Little-loved Pacific Carbon Trust, a Campbell creation, an easy target

20/11/13
Author: 
Vaughn Palmer
Pacific Carbon Trust

By the time cabinet minister Bill Bennett stepped into the legislature press theatre Tuesday to announce the pending doom of the Pacific Carbon Trust, the agency was pretty much orphaned in terms of support. School districts had denounced it. The auditor general had exposed it. Media coverage - for instance Gordon Hoekstra's stories in The Vancouver Sun 19 months ago - had thoroughly discredited it. Jordan Bateman of the Canadian Taxpayers Federation was on the cost-cutter equivalent of a mission from God to get rid of it. Ditto Bob Simpson, until recently the independent MLA for Cariboo North.

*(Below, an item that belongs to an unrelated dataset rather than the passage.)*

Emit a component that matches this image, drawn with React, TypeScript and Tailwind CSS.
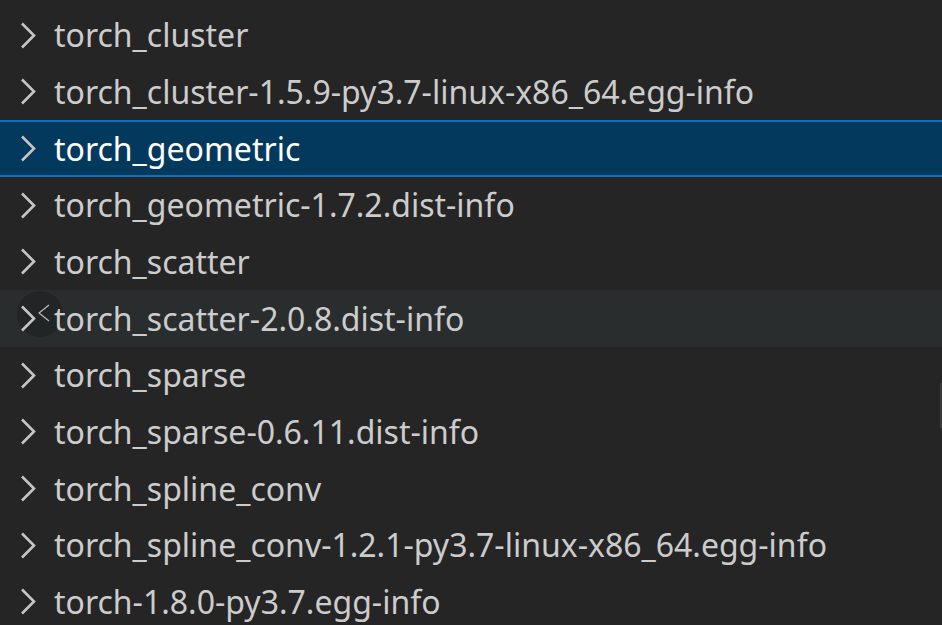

The New Democrats, who can usually be counted on to say a good word about most public sector entities, said in their election platform that the trust would be "dissolved" - conjuring images of them readying a post-electoral vat of acid. Premier Christy Clark threw the thing at least halfway under the bus in her postelection instructions to Environment Minister Mary Polak: "Review the Pacific Carbon Trust and provide options for reform." The notion behind the trust, grounded in the B.C. Liberal climate plan of 2008, was to establish a vehicle for the purchase of carbon offsets.